Asiatic jasmine or Trachelospermum asiaticum is almost maintenance-free. It belongs to the group of rolling groundcovers. It grows like a multi-stem vine, about 1 foot tall. Its small, glossy green leaves can withstand hard freezes. These plants cannot replace turf grass; as they form a woody growth of 1 foot height. They are not at all ideal for walking on, like turf grass. But they are good for landscaping. Though these are classified as flowering plants, they do not produce noticeable flowers. The flowers are white, pleasant smelling but insignificant. Here follows the required information regarding planting Asiatic jasmine.

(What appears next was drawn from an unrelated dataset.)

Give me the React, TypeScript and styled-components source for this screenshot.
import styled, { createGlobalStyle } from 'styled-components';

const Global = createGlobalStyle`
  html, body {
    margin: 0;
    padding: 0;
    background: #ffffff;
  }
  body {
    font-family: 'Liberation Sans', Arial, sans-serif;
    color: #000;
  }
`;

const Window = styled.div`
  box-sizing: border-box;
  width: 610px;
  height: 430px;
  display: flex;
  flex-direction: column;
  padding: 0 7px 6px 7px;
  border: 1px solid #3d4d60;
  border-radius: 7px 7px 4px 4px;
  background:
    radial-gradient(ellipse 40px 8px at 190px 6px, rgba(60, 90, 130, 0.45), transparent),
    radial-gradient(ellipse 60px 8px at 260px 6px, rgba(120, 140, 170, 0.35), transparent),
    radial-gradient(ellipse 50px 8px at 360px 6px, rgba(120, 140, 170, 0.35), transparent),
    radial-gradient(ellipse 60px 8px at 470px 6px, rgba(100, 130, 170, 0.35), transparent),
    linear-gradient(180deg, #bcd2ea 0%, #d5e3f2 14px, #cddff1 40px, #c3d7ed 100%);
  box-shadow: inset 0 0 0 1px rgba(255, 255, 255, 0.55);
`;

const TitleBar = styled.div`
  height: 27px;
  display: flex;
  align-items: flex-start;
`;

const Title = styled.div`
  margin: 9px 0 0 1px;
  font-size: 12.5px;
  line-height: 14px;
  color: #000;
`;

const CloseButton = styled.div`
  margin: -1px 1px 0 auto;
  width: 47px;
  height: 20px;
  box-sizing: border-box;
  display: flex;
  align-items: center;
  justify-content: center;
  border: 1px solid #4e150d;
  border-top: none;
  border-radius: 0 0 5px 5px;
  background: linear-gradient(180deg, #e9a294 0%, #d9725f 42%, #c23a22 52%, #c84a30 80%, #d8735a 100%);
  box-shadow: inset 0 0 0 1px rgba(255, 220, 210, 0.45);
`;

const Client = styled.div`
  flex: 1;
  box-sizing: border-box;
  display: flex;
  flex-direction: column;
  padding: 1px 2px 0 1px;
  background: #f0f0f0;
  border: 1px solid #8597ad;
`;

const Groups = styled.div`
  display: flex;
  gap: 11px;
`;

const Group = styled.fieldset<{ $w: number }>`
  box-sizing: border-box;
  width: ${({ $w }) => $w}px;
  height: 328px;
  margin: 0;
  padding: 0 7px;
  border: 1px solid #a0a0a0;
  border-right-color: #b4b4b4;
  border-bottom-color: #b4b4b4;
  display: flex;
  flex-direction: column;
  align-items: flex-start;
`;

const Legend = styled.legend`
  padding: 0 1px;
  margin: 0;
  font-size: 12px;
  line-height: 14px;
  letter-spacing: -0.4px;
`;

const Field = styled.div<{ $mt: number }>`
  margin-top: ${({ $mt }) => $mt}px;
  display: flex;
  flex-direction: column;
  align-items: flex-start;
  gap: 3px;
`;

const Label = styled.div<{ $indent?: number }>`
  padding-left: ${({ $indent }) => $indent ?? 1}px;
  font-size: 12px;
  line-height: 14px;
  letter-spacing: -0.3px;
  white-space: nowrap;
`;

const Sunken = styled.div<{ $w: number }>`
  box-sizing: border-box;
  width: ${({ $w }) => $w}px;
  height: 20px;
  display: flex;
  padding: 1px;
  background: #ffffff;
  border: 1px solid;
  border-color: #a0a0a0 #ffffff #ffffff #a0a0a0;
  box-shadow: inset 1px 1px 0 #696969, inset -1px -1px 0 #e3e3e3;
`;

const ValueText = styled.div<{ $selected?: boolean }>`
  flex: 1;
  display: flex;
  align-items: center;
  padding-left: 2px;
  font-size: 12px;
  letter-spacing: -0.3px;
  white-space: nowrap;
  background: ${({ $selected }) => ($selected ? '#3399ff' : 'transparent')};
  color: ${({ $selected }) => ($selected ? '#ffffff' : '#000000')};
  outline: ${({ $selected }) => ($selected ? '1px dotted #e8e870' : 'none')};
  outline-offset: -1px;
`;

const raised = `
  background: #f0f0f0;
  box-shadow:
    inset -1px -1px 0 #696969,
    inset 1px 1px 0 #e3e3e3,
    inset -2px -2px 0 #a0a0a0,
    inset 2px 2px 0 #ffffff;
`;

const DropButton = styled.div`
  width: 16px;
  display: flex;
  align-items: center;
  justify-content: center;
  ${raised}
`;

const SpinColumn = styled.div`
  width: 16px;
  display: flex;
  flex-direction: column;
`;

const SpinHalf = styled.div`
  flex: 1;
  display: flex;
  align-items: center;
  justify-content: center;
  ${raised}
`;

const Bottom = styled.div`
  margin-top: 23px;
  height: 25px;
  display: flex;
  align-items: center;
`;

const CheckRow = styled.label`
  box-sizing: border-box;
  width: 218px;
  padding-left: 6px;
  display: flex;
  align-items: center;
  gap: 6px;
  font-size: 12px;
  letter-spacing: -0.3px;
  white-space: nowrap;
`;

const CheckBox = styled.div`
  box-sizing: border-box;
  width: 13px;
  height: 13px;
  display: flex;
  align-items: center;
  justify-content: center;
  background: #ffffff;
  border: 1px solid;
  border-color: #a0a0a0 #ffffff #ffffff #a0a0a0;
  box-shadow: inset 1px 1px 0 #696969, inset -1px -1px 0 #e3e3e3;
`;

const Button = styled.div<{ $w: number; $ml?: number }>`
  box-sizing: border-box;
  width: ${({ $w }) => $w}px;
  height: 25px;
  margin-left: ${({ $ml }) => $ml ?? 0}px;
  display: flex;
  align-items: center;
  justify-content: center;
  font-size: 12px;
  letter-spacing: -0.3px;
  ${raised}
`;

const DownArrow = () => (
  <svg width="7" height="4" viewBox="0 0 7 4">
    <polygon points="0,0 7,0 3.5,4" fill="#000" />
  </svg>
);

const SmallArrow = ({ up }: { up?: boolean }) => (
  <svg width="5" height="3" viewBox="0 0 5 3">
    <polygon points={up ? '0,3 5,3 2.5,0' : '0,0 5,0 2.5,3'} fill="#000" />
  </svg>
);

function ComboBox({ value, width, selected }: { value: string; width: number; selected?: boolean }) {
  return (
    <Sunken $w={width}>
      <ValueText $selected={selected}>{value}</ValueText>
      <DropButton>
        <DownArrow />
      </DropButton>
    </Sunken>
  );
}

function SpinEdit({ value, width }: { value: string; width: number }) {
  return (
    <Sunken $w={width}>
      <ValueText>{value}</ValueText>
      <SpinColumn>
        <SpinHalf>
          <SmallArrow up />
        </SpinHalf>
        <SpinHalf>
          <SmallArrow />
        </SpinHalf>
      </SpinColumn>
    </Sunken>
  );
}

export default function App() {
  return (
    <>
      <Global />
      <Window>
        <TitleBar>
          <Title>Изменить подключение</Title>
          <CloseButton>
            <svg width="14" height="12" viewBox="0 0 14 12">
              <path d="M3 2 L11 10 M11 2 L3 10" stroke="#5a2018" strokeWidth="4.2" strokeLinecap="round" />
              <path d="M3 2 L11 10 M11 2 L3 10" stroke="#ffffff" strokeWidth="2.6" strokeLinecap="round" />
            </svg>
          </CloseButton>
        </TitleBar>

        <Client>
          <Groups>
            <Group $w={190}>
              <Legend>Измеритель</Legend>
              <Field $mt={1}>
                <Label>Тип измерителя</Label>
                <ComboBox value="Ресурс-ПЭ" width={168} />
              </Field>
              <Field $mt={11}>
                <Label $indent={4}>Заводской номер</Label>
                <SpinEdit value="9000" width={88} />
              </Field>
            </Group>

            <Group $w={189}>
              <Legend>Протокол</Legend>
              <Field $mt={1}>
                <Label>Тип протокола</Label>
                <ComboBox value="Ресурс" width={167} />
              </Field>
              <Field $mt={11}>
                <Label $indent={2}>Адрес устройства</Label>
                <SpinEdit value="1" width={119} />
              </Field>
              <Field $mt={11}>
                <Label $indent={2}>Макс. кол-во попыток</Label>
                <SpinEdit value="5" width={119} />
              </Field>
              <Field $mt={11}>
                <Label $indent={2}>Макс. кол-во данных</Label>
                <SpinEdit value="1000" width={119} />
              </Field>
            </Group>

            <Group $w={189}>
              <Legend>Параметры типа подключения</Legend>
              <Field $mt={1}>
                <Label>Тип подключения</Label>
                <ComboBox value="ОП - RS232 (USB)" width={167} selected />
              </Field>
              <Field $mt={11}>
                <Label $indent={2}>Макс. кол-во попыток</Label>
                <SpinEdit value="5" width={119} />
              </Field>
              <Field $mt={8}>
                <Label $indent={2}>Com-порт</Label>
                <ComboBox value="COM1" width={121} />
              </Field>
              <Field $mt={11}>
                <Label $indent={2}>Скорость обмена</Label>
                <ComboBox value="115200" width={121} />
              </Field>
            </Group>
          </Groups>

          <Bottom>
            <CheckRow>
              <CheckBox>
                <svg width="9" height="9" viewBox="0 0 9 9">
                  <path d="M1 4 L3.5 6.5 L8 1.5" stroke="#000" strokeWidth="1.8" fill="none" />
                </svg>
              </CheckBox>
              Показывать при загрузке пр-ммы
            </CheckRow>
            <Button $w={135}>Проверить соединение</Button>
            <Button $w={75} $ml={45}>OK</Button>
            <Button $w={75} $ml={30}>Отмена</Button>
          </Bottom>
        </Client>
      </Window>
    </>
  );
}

Asiatic jasmine should be planted in areas of low traffic. It should not be planted in children's playing areas or lawns for sports activities. It is one of the best ground cover plants. Stem cuttings are used to propagate the plants. It's not possible to produce plants with the help of seeds. This plant is cold-tolerant, drought tolerant, shade-tolerant, it is tolerant to almost all situations. It doesn't demand any particular type of soil but its health may deteriorate if the soil pH is above 8.0. It has almost no pest or disease problems; so it rarely requires pesticides. You may sometimes notice leaf spots caused by Cercospora, but the damage caused is negligible. You don't have to worry about plant care at all. It requires a negligible amount of water and minimal fertilization inputs. In case of drought or no rainfall, watering the plants once in a month is quite sufficient. No weeds can thrive under the carpet of Asiatic jasmine. You might be surprised to know that it requires no irrigation with normal rainfall. These plants demand very little gardening skills.

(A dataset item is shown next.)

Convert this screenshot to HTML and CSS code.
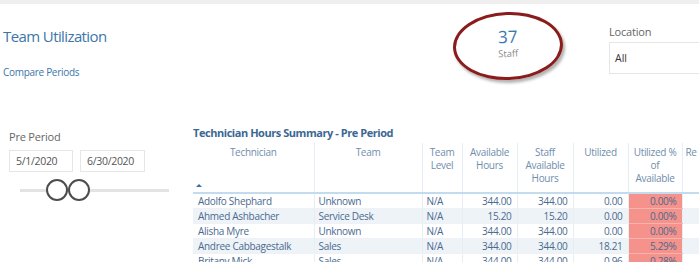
FILE: index.html
```html
<!DOCTYPE html>
<html lang="en">
<head>
  <meta charset="UTF-8">
  <title>Team Utilization</title>
  <link rel="stylesheet" href="styles.css">
</head>
<body>
  <div class="topbar"></div>

  <div class="header">
    <div class="titles">
      <h1>Team Utilization</h1>
      <p class="subtitle">Compare Periods</p>
    </div>
    <div class="kpi">
      <div class="kpi-value">37</div>
      <div class="kpi-label">Staff</div>
    </div>
    <div class="location">
      <div class="filter-label">Location</div>
      <div class="dropdown">All</div>
    </div>
  </div>

  <div class="main">
    <div class="filters">
      <div class="filter-label">Pre Period</div>
      <div class="dates">
        <div class="date-box">5/1/2020</div>
        <div class="date-box wide">6/30/2020</div>
      </div>
      <div class="slider">
        <span class="thumb first"></span>
        <span class="thumb"></span>
      </div>
    </div>

    <div class="report">
      <h2>Technician Hours Summary - Pre Period</h2>
      <table class="grid">
        <colgroup>
          <col style="width:121px"><col style="width:108px"><col style="width:40px">
          <col style="width:55px"><col style="width:56px"><col style="width:55px">
          <col style="width:54px"><col style="width:70px">
        </colgroup>
        <thead>
          <tr>
            <th><div class="th-inner">Technician<span class="sort"></span></div></th>
            <th>Team</th>
            <th>Team<br>Level</th>
            <th>Available<br>Hours</th>
            <th>Staff<br>Available<br>Hours</th>
            <th>Utilized</th>
            <th>Utilized %<br>of<br>Available</th>
            <th class="cut">Re</th>
          </tr>
        </thead>
        <tbody>
          <tr><td>Adolfo Shephard</td><td>Unknown</td><td>N/A</td><td class="num">344.00</td><td class="num">344.00</td><td class="num">0.00</td><td class="num low">0.00%</td><td></td></tr>
          <tr><td>Ahmed Ashbacher</td><td>Service Desk</td><td>N/A</td><td class="num">15.20</td><td class="num">15.20</td><td class="num">0.00</td><td class="num low">0.00%</td><td></td></tr>
          <tr><td>Alisha Myre</td><td>Unknown</td><td>N/A</td><td class="num">344.00</td><td class="num">344.00</td><td class="num">0.00</td><td class="num low">0.00%</td><td></td></tr>
          <tr><td>Andree Cabbagestalk</td><td>Sales</td><td>N/A</td><td class="num">344.00</td><td class="num">344.00</td><td class="num">18.21</td><td class="num low">5.29%</td><td></td></tr>
          <tr><td>Britany Mick</td><td>Sales</td><td>N/A</td><td class="num">344.00</td><td class="num">344.00</td><td class="num">0.96</td><td class="num low">0.28%</td><td></td></tr>
        </tbody>
      </table>
    </div>
  </div>
</body>
</html>
```

FILE: styles.css
```css
body { margin: 0; width: 699px; height: 262px; overflow: hidden; background: #fff; font-family: "Open Sans", "Noto Sans", sans-serif; color: #555; }
.topbar { height: 4px; background: #efefef; }

.header { display: flex; height: 104px; }
.titles { width: 450px; flex-shrink: 0; padding: 22px 0 0 3px; box-sizing: border-box; }
.titles h1 { margin: 0; font-size: 15px; line-height: 20px; font-weight: normal; color: #3c76a9; letter-spacing: -0.6px; }
.subtitle { margin: 19px 0 0; font-size: 10px; line-height: 14px; color: #3c76a9; letter-spacing: -0.3px; }

.kpi { width: 110px; height: 68px; flex-shrink: 0; margin: 8px 0 0 3px; box-sizing: border-box; border: 3px solid #8a1c1c; border-radius: 50%; box-shadow: 2px 3px 3px rgba(0,0,0,0.3); transform: rotate(-2deg); text-align: center; padding-top: 12px; }
.kpi-value { font-size: 17px; line-height: 20px; color: #3a78b3; }
.kpi-label { font-size: 9.5px; line-height: 14px; color: #8c8c8c; }

.location { margin-left: 46px; padding-top: 21px; flex: 1; }
.filter-label { font-size: 11px; line-height: 14px; color: #666; letter-spacing: -0.2px; }
.dropdown { margin-top: 3px; height: 32px; border: 1px solid #e6e6e6; border-right: none; box-sizing: border-box; padding: 0 5px; font-size: 10.5px; line-height: 30px; color: #333; }

.main { display: flex; }
.filters { width: 193px; flex-shrink: 0; padding: 22px 0 0 9px; box-sizing: border-box; }
.dates { display: flex; gap: 7px; margin-top: 6px; }
.date-box { width: 64px; height: 22px; box-sizing: border-box; border: 1px solid #e6e6e6; padding-left: 6px; font-size: 10.5px; line-height: 20px; color: #555; letter-spacing: -0.3px; }
.date-box.wide { width: 65px; }
.slider { display: flex; width: 149px; height: 22px; margin: 7px 0 0 11px; background: linear-gradient(#e3e3e3, #e3e3e3) center / 100% 3px no-repeat; }
.thumb { width: 22px; height: 22px; box-sizing: border-box; border: 2px solid #4d4d4d; border-radius: 50%; background: #fff; }
.thumb.first { margin-left: 26px; }

.report { flex: 1; min-width: 0; padding-top: 17px; }
.report h2 { margin: 0 0 2px; font-size: 11px; line-height: 16px; font-weight: bold; color: #3a6893; letter-spacing: -0.45px; }

.grid { table-layout: fixed; width: 559px; border-collapse: collapse; font-size: 10px; letter-spacing: -0.3px; }
.grid th { height: 46px; padding: 3px 2px 0; vertical-align: top; font-weight: normal; line-height: 13px; color: #6f8dac; text-align: center; border-left: 1px solid #e6eef5; border-bottom: 2px solid #c3dbef; }
.grid th:first-child { border-left: none; padding: 0; }
.grid th.cut { text-align: left; padding-left: 3px; }
.th-inner { display: flex; flex-direction: column; align-items: center; justify-content: space-between; height: 46px; padding-top: 3px; box-sizing: border-box; }
.sort { align-self: flex-start; margin: 0 0 2px 3px; width: 0; height: 0; border-left: 3px solid transparent; border-right: 3px solid transparent; border-bottom: 3px solid #3b6fa0; }
.grid td { height: 14px; padding: 0 5px 0 4px; line-height: 14px; color: #4a6a8f; white-space: nowrap; overflow: hidden; border-left: 1px solid #e6eef5; border-bottom: 1px solid #eef2f6; }
.grid td:first-child { border-left: none; padding-left: 5px; }
.grid tbody tr:nth-child(even) td { background: #eef3f8; }
.grid td.num { text-align: right; }
.grid tbody tr td.low { background: #f4928b; border-bottom-color: #f7b4ae; }
```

Asiatic jasmine is planted in USDA zones 7 through 9. To cover a yard, you will have to purchase a large number of containers. Individual planting can prove to be a laborious job. Buy 1-gallon pots, and place them every 18 inches. Spacing can be 6-inch, 8-inch or 12-inch, depending upon the size of the container. Normally, 10 ft x 50 ft area would require 245 or 1-gallon plants. After 4 to 6 months, the empty space between plants will be completely filled in by well-grown plants. These plants should be well edged, otherwise they might invade lawns or sidewalks. These plants may even climb trees if neglected for a longer period of time. You may plant them under or around trees (where grass grows poorly) for concealing exposed tree roots, but then, timely pruning would be required. Otherwise, the plants may start climbing the tree.

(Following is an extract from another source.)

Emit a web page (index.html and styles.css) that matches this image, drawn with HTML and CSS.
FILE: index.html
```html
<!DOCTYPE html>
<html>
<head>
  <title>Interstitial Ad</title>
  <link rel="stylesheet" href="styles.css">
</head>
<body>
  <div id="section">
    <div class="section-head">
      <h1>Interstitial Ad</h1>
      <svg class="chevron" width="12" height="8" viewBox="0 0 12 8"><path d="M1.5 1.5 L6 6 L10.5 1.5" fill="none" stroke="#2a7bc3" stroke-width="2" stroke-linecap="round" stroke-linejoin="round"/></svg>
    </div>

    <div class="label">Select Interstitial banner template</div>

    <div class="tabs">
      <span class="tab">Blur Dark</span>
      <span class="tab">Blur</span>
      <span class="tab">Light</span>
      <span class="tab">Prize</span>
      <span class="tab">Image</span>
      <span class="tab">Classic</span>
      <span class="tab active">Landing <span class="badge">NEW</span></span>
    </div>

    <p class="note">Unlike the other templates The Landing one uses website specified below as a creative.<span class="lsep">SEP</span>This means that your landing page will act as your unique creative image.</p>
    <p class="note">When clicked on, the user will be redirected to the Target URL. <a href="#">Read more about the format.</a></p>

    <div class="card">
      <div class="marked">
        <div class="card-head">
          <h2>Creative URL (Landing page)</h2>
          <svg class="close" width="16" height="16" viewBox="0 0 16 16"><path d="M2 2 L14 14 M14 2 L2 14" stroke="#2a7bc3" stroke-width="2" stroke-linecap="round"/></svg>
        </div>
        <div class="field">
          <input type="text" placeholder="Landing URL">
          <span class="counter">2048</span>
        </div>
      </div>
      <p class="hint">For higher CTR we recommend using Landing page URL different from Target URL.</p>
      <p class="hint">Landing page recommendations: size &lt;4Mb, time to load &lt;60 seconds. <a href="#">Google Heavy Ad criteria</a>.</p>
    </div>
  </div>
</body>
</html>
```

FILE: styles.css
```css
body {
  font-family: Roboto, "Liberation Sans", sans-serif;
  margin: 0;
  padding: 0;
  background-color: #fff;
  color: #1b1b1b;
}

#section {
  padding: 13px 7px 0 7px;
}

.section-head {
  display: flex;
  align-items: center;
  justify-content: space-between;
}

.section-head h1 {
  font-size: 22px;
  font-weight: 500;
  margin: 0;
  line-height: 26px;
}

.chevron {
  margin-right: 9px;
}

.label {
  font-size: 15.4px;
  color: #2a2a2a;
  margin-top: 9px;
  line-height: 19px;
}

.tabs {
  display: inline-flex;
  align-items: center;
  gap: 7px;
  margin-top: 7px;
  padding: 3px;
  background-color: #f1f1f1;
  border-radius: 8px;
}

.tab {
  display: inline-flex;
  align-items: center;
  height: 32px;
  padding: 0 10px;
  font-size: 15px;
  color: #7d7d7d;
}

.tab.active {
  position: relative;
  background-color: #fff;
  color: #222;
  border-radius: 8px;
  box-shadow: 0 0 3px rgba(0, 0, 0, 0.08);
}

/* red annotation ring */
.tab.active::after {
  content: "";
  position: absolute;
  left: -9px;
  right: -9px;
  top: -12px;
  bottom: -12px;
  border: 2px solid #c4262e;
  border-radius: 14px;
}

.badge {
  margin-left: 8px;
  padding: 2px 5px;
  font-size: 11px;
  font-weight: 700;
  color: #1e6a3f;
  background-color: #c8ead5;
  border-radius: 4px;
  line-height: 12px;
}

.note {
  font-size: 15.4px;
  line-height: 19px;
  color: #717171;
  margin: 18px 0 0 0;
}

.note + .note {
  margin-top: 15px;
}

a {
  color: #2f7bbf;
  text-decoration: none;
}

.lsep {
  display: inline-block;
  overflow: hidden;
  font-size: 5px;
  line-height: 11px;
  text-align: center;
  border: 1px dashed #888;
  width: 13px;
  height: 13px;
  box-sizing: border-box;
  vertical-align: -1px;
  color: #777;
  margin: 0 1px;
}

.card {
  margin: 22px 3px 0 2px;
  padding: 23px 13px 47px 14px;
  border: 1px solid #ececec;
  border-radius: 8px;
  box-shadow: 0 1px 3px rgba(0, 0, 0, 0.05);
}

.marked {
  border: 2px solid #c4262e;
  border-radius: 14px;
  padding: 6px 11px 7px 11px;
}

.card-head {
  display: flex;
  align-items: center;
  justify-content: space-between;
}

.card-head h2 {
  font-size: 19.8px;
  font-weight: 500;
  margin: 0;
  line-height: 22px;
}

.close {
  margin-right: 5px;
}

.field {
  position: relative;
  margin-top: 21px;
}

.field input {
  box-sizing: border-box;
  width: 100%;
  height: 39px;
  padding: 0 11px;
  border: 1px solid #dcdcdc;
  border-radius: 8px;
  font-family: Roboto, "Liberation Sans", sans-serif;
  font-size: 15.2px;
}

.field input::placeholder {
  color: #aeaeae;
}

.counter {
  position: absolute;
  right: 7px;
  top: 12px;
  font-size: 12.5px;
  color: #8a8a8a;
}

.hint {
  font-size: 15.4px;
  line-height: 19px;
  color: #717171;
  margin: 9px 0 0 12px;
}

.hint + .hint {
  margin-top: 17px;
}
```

New growth begins usually in late winter. These plants may be affected by Rhizoctonia, a plant pathogenic fungus, if they are growing in deep shade or if they are left in wet soil for a longer period of time. Plants with dense canopy are more likely to get affected by Rhizoctonia. So, never over-water them or never leave the plants in wet soil. Mowing the plants once in a year promotes uniform growth. It also encourages more air movement within the dense canopy. Thus mowing lowers the risk of disease development during extended rainy periods. You may use a string mower to trim the edges and shape the plant. Mow the plants on the highest mower setting (3 to 4 inches). Mowing will destroy leaves but within a couple of weeks, the plants will be covered by shiny and glossy green leaves. If you want, you may apply fertilizers 3 to 4 times during the year for vigorous growth. You may apply 1 pound nitrogen per 1000 ft2. Once established, plants would require fertilizers once in a year only. You can apply fertilizer at the time of bud break in early spring.
Numerous prostrate stems and leaves of Asiatic jasmine form a thick mat and they literally blanket the ground. This variety of jasmine is also known as 'Dwarf Confederate Jasmine' or 'Small Leaf Confederate Jasmine'. Initially, it may take comparatively more time to achieve the desired level of coverage, but once established, it's almost maintenance free.